Un grande Presidente della Repubblica Italiana, forse “il Presidente”, quello più amato e vicino al popolo, amava sostenere come fosse meglio la peggiore delle democrazie piuttosto che la migliore delle dittature. E, personalmente, non posso che sposare in pieno il pensiero di Sandro Pertini, figura istituzionale autenticamente partigiana e militante, di cui le nuove generazioni poco sanno, se non grazie ai racconti dei loro genitori.
Il più grande regalo che la nostra Repubblica ci ha lasciato in dono è rappresentato senz'altro dalla Costituzione, i cui princìpi fondamentali mantengono un'attualità di contenuto nonostante i sessant'anni di età. Portati splendidamente. In particolare, l'articolo primo della Costituzione (o, più precisamente, la sua prima parte) recita: “L'Italia è una Repubblica democratica, fondata sul lavoro”. Il lavoro, dunque, come strumento e fine dell'affermazione piena di ogni cittadino.
Tuttavia, troppo spesso si assiste non solo a periodi più o meno preoccupanti di disoccupazione (non si trova lavoro, pur cercandolo) e/o di inoccupazione (non cerco lavoro, tanto non si trova), ma di atteggiamenti discriminatori o persecutori posti in essere dai datori di lavoro nei confronti di chi quel lavoro ce l'ha e farebbe di tutto per tenerselo stretto.
È bene, allora, ricordare che ogni datore di lavoro dovrebbe preoccuparsi che, sul luogo di lavoro, vi sia un ambiente lavorativo sano, con una buona qualità dei rapporti personali.
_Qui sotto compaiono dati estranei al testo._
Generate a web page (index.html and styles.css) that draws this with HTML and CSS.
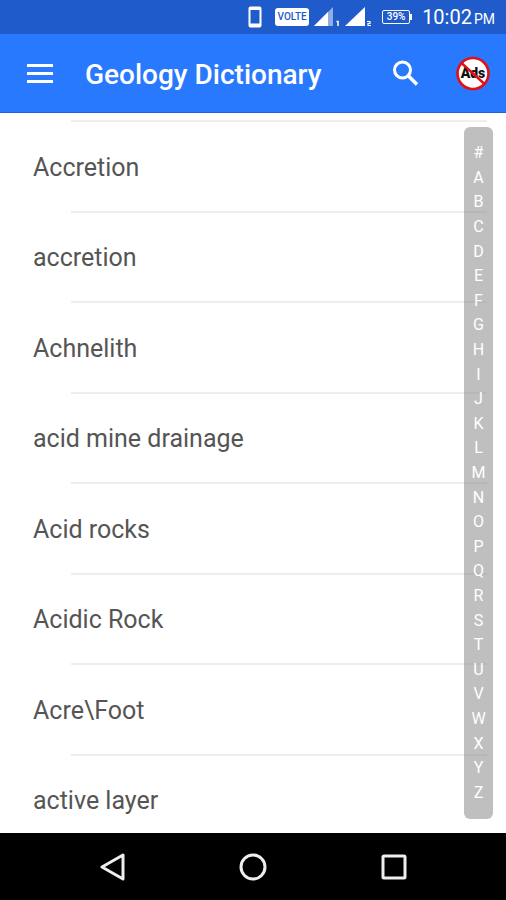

Oltre ad essere un imperativo morale e anche una condizione per mettere i dipendenti in condizione di lavorare al meglio e produrre di più, la tutela della salute e della sicurezza del dipendente è soprattutto un obbligo di legge che grava su ogni datore di lavoro. In certi casi, però, il disagio del lavoratore non deriva dai ritmi del lavoro e dalle normali dinamiche che si registrano in qualsiasi ambiente lavorativo. Accade qualcosa di diverso: il datore di lavoro, oppure i colleghi, cominciano ad assumere dei comportamenti vessatori nei confronti di un dipendente che assumono un carattere sistematico e ricorrente.
Al ricorrere di certi presupposti, questa situazione, estremamente sgradevole per il dipendente, viene detta mobbing, orizzontale (se posto in essere da un collega) o verticale (se posto in essere dal datore di lavoro), nei casi più gravi tali da indurre il dipendente ad andarsene e a dare le dimissioni dal proprio posto di lavoro.
Queste condotte, oltre a costituire un illecito civile, che legittima la richiesta di reintegra sul posto di lavoro o il risarcimento del danno, molto spesso costituiscono reati, che vanno dalle lesioni personali (art. 582 del codice penale) al delitto di violenza privata (art. 610 del codice penale), quando ad esempio si costringe il lavoratore a firmare la lettera di dimissioni rappresentando, in caso contrario, il pericolo concreto di una futura ritorsione.
Caro Presidente Pertini, ci manchi davvero tanto.